= Problem requirements =
Each line that includes the word "components" counts once; give the total and nothing more.
Start Dataset content
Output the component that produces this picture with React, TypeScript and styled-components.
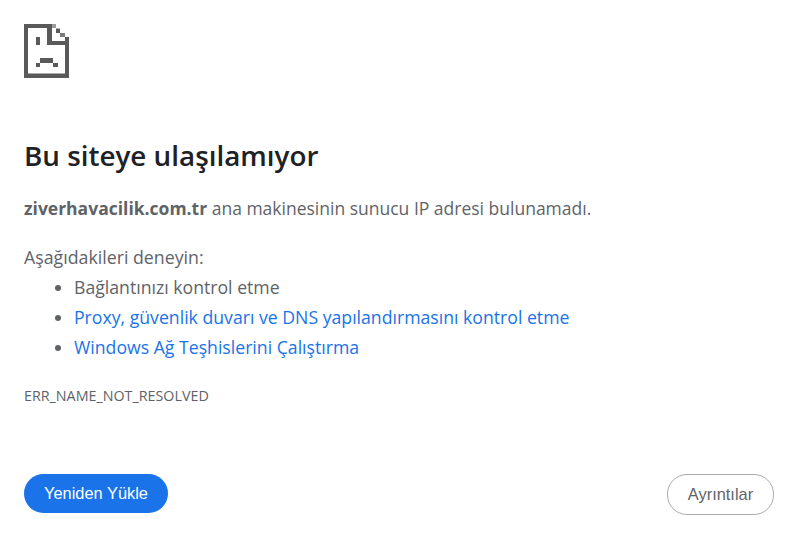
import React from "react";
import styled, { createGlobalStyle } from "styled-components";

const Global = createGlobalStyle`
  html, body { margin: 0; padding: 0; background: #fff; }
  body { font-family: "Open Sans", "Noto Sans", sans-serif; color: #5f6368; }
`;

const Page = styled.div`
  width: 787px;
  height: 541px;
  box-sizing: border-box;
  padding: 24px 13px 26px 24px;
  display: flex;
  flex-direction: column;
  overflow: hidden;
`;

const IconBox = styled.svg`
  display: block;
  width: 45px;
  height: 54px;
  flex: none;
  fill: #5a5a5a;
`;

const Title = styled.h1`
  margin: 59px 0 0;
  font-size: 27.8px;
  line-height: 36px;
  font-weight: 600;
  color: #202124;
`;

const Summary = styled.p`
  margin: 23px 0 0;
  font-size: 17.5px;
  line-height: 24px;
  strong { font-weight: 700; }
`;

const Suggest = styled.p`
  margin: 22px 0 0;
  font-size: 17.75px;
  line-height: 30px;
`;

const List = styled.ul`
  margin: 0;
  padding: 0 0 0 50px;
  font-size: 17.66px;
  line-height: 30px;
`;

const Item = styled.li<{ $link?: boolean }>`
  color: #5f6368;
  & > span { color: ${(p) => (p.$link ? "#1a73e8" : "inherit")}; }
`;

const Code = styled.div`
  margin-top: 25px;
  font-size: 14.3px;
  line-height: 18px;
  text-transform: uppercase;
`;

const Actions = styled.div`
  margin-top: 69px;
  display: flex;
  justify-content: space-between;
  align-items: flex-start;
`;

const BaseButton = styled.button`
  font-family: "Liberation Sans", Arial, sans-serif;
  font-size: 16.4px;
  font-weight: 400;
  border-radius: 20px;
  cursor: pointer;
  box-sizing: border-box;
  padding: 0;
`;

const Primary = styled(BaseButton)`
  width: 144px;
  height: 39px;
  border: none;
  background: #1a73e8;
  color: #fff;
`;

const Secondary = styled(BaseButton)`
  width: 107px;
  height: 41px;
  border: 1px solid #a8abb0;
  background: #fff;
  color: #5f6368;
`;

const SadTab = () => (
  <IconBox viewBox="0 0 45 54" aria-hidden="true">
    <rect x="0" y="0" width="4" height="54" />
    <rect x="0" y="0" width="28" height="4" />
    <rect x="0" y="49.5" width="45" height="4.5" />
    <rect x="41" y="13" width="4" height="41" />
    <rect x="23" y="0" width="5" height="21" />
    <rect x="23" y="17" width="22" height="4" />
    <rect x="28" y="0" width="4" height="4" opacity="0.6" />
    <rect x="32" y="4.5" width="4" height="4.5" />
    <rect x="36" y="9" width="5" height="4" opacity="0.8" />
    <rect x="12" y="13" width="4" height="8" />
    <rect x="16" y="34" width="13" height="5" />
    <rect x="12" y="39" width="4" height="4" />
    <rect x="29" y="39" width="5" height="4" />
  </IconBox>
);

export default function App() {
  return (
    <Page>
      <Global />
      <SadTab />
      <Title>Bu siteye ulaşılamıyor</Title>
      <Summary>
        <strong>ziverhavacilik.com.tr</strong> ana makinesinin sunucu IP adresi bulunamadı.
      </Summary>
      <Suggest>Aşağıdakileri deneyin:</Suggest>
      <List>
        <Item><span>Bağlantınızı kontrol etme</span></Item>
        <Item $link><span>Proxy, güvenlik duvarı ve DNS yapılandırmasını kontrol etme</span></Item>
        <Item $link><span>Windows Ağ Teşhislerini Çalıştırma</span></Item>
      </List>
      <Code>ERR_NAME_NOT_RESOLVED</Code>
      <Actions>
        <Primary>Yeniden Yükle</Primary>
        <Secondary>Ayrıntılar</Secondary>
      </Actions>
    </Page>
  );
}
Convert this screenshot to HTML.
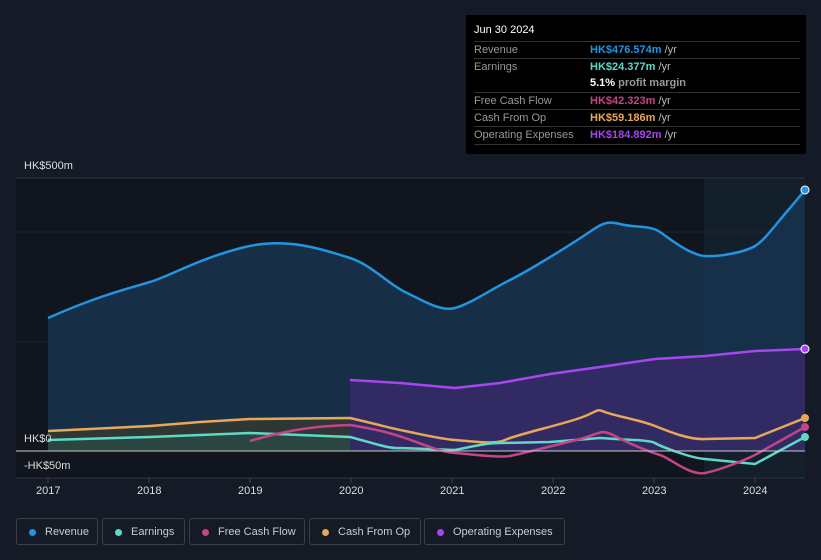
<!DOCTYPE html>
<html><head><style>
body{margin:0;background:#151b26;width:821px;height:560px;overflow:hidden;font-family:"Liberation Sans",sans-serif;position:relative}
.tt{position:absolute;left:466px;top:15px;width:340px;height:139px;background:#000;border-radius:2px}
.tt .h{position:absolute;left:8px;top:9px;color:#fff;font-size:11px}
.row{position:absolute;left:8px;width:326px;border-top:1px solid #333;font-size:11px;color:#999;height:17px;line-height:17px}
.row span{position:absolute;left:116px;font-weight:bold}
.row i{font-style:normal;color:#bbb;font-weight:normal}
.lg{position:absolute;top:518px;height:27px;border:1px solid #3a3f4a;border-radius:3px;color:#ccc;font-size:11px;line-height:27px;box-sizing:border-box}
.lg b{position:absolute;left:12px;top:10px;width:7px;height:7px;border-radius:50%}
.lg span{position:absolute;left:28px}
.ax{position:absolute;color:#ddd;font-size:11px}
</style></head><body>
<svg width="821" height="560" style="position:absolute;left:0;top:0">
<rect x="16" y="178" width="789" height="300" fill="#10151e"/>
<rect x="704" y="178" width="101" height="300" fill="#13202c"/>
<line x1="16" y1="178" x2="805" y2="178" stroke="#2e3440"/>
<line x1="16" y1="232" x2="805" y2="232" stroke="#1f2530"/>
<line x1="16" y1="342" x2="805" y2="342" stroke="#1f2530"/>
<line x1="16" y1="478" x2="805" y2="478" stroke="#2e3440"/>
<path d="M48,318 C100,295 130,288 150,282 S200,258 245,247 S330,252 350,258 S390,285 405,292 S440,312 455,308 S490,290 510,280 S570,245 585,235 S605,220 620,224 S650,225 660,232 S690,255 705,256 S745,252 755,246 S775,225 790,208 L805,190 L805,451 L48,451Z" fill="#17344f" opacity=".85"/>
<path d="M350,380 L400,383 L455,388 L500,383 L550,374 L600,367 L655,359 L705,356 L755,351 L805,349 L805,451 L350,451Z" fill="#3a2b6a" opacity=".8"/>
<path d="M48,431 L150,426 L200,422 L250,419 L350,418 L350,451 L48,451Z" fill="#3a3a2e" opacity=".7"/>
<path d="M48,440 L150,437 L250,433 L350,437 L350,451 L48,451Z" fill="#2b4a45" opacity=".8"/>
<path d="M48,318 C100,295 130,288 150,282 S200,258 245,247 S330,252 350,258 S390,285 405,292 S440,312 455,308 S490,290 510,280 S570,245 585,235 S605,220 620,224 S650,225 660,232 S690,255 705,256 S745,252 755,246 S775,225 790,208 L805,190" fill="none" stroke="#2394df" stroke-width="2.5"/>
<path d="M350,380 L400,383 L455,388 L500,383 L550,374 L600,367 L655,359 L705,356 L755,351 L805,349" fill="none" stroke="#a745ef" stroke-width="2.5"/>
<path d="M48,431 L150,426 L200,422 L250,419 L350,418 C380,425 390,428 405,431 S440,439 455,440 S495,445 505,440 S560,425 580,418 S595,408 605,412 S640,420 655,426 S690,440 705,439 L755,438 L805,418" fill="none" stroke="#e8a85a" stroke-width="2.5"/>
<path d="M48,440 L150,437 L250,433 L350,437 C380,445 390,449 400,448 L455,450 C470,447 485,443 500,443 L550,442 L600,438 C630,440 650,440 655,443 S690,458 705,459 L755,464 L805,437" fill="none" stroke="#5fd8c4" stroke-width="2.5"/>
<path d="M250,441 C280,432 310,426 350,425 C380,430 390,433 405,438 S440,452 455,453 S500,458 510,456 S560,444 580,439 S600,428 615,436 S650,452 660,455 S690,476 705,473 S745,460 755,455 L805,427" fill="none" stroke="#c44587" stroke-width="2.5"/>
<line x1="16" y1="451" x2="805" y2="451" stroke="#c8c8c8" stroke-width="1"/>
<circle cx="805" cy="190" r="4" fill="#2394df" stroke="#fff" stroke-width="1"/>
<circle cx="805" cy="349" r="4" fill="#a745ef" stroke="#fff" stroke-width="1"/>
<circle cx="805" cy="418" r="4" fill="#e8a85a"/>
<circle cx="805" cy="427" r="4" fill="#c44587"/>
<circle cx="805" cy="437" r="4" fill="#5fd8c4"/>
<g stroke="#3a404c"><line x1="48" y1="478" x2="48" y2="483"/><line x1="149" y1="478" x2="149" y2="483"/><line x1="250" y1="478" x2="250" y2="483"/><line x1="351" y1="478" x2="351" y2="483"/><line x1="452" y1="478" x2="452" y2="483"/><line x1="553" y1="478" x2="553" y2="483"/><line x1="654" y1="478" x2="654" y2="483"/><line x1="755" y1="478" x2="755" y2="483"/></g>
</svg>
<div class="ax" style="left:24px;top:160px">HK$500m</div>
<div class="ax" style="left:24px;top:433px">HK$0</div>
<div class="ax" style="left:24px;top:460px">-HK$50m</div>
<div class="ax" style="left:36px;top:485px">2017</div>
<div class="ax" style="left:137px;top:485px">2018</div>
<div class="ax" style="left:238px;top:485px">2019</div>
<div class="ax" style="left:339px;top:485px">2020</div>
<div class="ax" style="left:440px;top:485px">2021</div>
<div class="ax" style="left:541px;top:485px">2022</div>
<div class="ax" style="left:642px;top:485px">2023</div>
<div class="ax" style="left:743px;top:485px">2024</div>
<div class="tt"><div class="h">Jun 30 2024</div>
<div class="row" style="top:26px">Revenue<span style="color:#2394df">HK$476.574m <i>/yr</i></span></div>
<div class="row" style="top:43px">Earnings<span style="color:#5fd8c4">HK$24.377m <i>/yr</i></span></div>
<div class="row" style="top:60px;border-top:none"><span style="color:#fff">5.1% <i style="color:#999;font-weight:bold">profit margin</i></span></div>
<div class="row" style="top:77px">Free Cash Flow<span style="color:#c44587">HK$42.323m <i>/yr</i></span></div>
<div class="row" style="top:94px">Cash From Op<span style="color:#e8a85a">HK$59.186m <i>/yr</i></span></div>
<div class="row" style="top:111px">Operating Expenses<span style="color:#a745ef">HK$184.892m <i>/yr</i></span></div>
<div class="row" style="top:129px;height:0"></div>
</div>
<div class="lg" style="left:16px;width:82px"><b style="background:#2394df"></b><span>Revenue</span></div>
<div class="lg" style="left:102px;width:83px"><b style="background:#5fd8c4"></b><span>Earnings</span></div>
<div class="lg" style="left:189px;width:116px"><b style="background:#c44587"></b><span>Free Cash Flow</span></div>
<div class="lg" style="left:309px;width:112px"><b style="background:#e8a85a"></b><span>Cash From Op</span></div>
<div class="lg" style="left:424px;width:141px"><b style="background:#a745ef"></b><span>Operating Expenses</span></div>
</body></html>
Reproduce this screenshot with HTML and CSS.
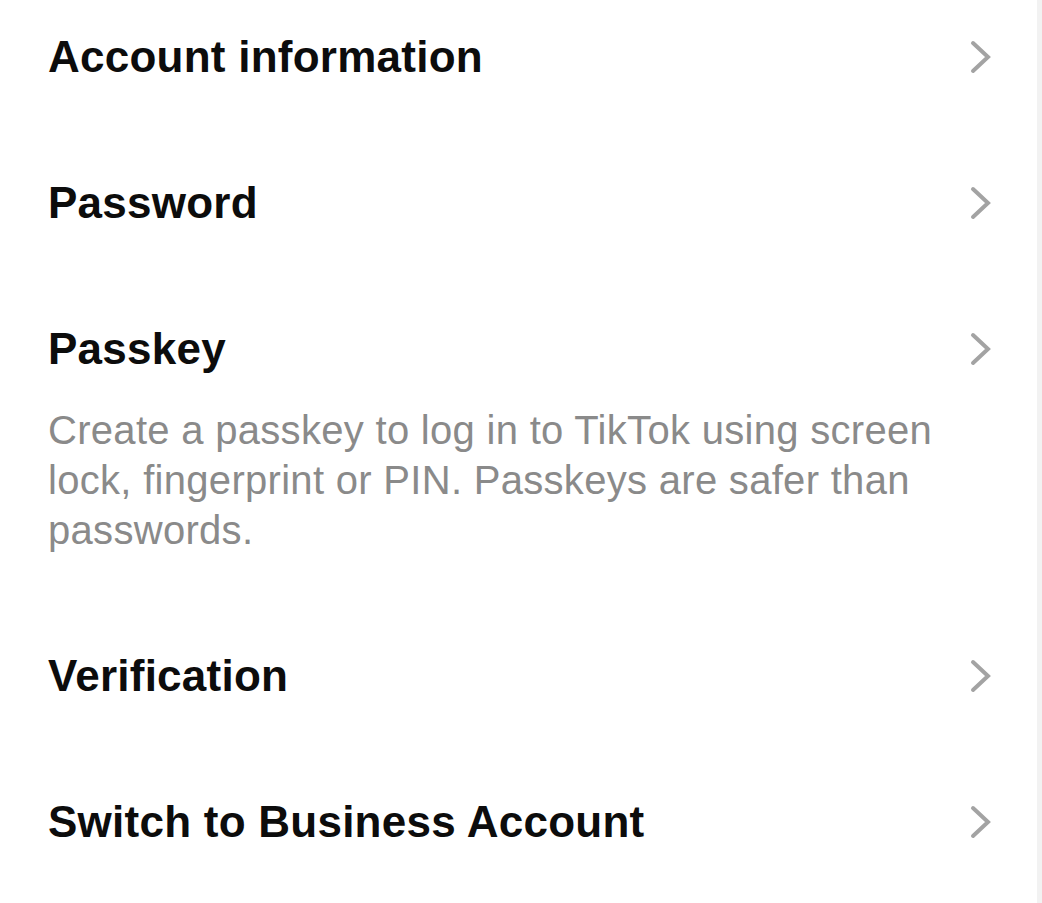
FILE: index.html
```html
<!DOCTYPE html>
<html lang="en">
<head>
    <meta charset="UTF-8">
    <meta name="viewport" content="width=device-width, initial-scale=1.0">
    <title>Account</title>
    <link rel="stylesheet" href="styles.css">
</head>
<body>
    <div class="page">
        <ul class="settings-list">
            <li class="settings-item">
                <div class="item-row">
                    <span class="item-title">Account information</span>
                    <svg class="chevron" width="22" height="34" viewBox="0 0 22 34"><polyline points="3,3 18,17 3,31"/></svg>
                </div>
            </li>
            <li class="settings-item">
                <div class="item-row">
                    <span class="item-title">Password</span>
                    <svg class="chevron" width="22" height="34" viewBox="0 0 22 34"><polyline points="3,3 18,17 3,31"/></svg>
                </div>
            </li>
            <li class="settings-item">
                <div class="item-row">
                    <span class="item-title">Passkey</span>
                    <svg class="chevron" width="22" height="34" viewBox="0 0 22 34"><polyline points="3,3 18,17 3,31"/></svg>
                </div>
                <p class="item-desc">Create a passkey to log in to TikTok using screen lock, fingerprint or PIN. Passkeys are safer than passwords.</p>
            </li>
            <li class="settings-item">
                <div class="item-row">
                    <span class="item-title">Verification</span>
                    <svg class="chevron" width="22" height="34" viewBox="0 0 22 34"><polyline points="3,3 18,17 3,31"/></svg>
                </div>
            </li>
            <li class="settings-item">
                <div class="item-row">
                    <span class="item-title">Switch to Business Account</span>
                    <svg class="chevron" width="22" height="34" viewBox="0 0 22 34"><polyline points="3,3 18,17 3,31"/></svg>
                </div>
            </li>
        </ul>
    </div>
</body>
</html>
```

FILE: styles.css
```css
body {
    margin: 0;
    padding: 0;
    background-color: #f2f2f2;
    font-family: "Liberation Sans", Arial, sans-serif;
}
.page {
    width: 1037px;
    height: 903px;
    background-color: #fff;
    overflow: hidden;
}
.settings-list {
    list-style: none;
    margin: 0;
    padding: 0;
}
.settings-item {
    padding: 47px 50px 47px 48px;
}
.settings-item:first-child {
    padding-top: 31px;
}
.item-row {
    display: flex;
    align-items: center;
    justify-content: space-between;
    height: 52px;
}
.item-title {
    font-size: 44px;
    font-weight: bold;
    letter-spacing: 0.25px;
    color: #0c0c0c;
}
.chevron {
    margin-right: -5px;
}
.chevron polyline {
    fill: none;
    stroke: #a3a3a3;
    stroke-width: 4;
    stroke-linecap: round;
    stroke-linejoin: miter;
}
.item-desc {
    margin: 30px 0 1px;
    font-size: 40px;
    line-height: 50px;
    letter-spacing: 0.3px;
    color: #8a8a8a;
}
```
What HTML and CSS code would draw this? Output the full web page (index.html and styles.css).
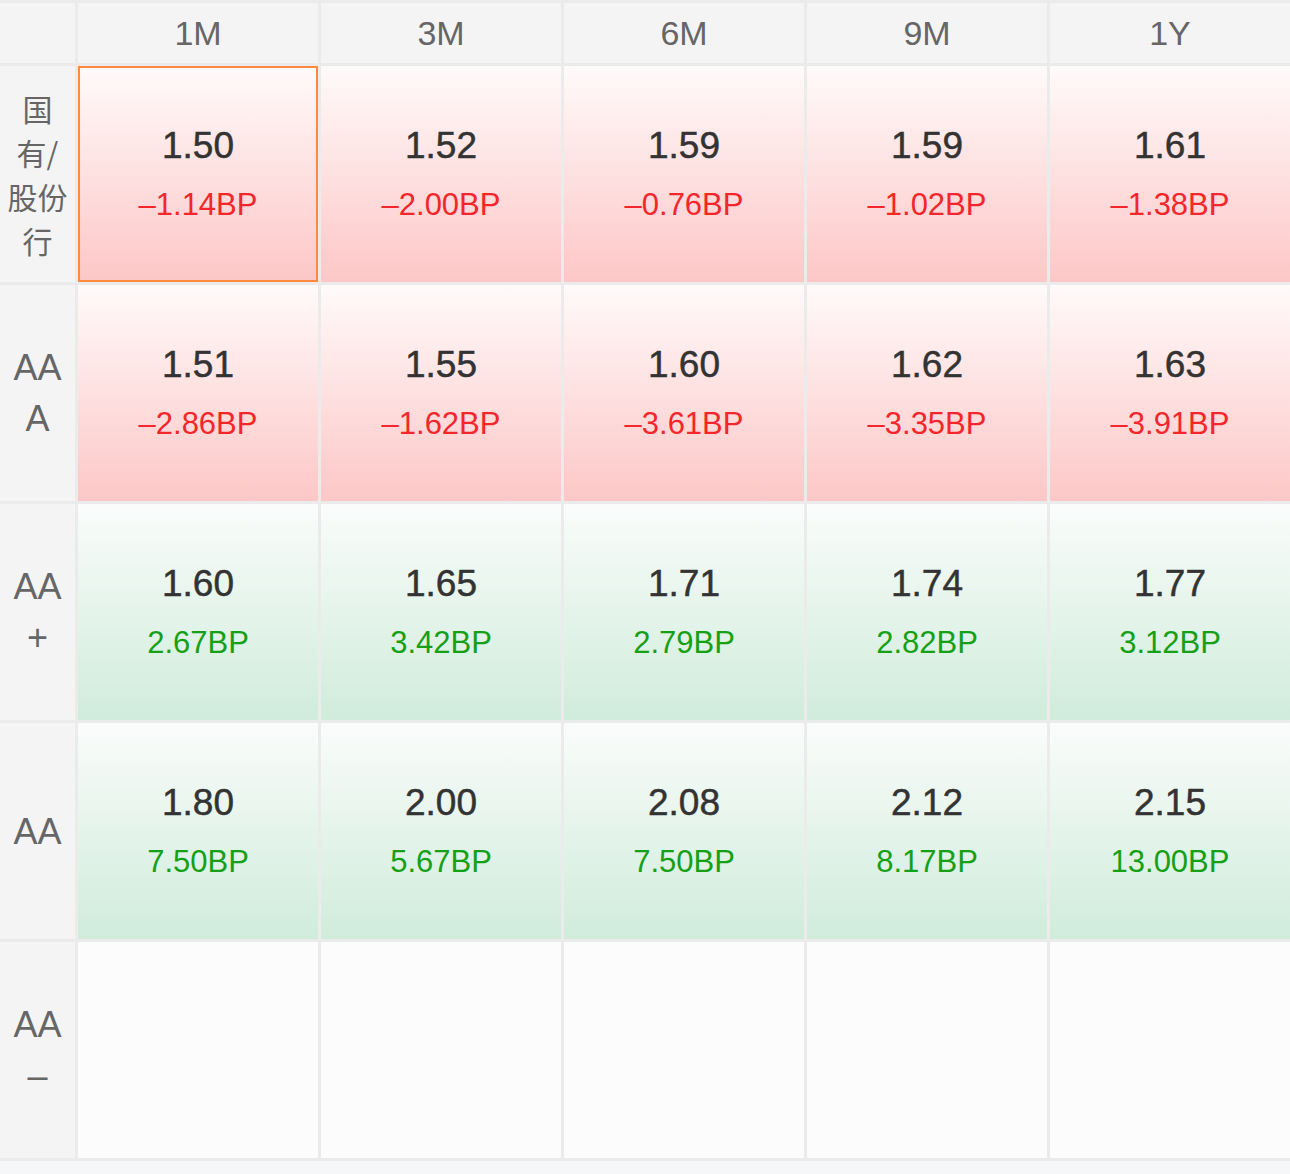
End Dataset content
= Task result =
2